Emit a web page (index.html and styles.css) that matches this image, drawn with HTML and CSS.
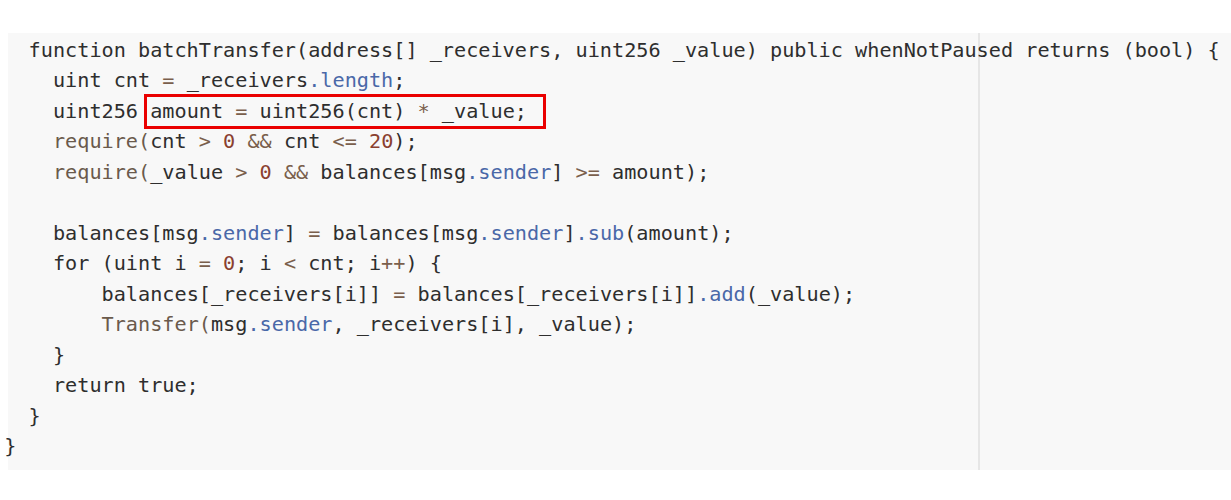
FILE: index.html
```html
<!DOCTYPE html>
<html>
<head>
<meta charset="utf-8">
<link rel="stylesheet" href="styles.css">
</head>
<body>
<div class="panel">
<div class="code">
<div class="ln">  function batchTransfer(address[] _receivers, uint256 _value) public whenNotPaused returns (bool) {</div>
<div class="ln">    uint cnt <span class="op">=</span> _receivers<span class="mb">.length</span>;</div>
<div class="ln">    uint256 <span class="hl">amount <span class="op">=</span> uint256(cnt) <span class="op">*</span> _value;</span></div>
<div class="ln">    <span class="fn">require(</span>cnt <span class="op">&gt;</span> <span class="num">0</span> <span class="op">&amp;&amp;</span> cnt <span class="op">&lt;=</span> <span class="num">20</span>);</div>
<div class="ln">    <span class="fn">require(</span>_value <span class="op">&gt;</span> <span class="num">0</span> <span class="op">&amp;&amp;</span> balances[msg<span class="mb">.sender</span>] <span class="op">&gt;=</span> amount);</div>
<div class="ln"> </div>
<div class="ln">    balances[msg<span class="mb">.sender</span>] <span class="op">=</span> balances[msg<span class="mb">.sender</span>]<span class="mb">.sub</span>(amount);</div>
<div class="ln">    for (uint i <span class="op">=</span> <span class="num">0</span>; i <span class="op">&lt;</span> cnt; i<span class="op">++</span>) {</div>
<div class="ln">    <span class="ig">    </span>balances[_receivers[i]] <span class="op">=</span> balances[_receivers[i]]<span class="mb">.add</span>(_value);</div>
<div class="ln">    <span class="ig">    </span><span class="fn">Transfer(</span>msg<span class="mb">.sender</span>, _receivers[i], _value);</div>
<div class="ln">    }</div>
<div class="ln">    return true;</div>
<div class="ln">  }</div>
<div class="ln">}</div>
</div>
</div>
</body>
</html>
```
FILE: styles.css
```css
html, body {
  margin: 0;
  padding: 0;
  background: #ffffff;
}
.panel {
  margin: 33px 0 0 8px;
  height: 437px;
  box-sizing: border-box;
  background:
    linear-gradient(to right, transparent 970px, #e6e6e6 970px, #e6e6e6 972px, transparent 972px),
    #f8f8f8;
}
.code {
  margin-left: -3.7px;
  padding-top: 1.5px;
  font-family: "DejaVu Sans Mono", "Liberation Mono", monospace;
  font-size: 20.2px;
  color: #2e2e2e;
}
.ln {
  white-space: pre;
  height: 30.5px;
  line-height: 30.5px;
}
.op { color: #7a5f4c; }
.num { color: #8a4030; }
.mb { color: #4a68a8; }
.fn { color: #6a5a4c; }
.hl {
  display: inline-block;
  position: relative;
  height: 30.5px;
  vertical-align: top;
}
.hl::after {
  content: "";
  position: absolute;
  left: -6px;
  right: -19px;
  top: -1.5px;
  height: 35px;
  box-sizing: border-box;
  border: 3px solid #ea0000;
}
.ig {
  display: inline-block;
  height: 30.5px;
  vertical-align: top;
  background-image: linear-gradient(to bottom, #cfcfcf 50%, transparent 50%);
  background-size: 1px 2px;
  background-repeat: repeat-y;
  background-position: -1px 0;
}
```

- [Short problem]:
Every line of the material is to be quoted exactly, with no pictures carried over.

- [Task answer]:
Emit a web page (index.html and styles.css) that matches this image, drawn with HTML and CSS.
FILE: index.html
```html
<!DOCTYPE html>
<html>
<head>
<meta charset="utf-8">
<link rel="stylesheet" href="styles.css">
</head>
<body>
<div class="panel">
<div class="code">
<div class="ln">  function batchTransfer(address[] _receivers, uint256 _value) public whenNotPaused returns (bool) {</div>
<div class="ln">    uint cnt <span class="op">=</span> _receivers<span class="mb">.length</span>;</div>
<div class="ln">    uint256 <span class="hl">amount <span class="op">=</span> uint256(cnt) <span class="op">*</span> _value;</span></div>
<div class="ln">    <span class="fn">require(</span>cnt <span class="op">&gt;</span> <span class="num">0</span> <span class="op">&amp;&amp;</span> cnt <span class="op">&lt;=</span> <span class="num">20</span>);</div>
<div class="ln">    <span class="fn">require(</span>_value <span class="op">&gt;</span> <span class="num">0</span> <span class="op">&amp;&amp;</span> balances[msg<span class="mb">.sender</span>] <span class="op">&gt;=</span> amount);</div>
<div class="ln"> </div>
<div class="ln">    balances[msg<span class="mb">.sender</span>] <span class="op">=</span> balances[msg<span class="mb">.sender</span>]<span class="mb">.sub</span>(amount);</div>
<div class="ln">    for (uint i <span class="op">=</span> <span class="num">0</span>; i <span class="op">&lt;</span> cnt; i<span class="op">++</span>) {</div>
<div class="ln">    <span class="ig">    </span>balances[_receivers[i]] <span class="op">=</span> balances[_receivers[i]]<span class="mb">.add</span>(_value);</div>
<div class="ln">    <span class="ig">    </span><span class="fn">Transfer(</span>msg<span class="mb">.sender</span>, _receivers[i], _value);</div>
<div class="ln">    }</div>
<div class="ln">    return true;</div>
<div class="ln">  }</div>
<div class="ln">}</div>
</div>
</div>
</body>
</html>
```
FILE: styles.css
```css
html, body {
  margin: 0;
  padding: 0;
  background: #ffffff;
}
.panel {
  margin: 33px 0 0 8px;
  height: 437px;
  box-sizing: border-box;
  background:
    linear-gradient(to right, transparent 970px, #e6e6e6 970px, #e6e6e6 972px, transparent 972px),
    #f8f8f8;
}
.code {
  margin-left: -3.7px;
  padding-top: 1.5px;
  font-family: "DejaVu Sans Mono", "Liberation Mono", monospace;
  font-size: 20.2px;
  color: #2e2e2e;
}
.ln {
  white-space: pre;
  height: 30.5px;
  line-height: 30.5px;
}
.op { color: #7a5f4c; }
.num { color: #8a4030; }
.mb { color: #4a68a8; }
.fn { color: #6a5a4c; }
.hl {
  display: inline-block;
  position: relative;
  height: 30.5px;
  vertical-align: top;
}
.hl::after {
  content: "";
  position: absolute;
  left: -6px;
  right: -19px;
  top: -1.5px;
  height: 35px;
  box-sizing: border-box;
  border: 3px solid #ea0000;
}
.ig {
  display: inline-block;
  height: 30.5px;
  vertical-align: top;
  background-image: linear-gradient(to bottom, #cfcfcf 50%, transparent 50%);
  background-size: 1px 2px;
  background-repeat: repeat-y;
  background-position: -1px 0;
}
```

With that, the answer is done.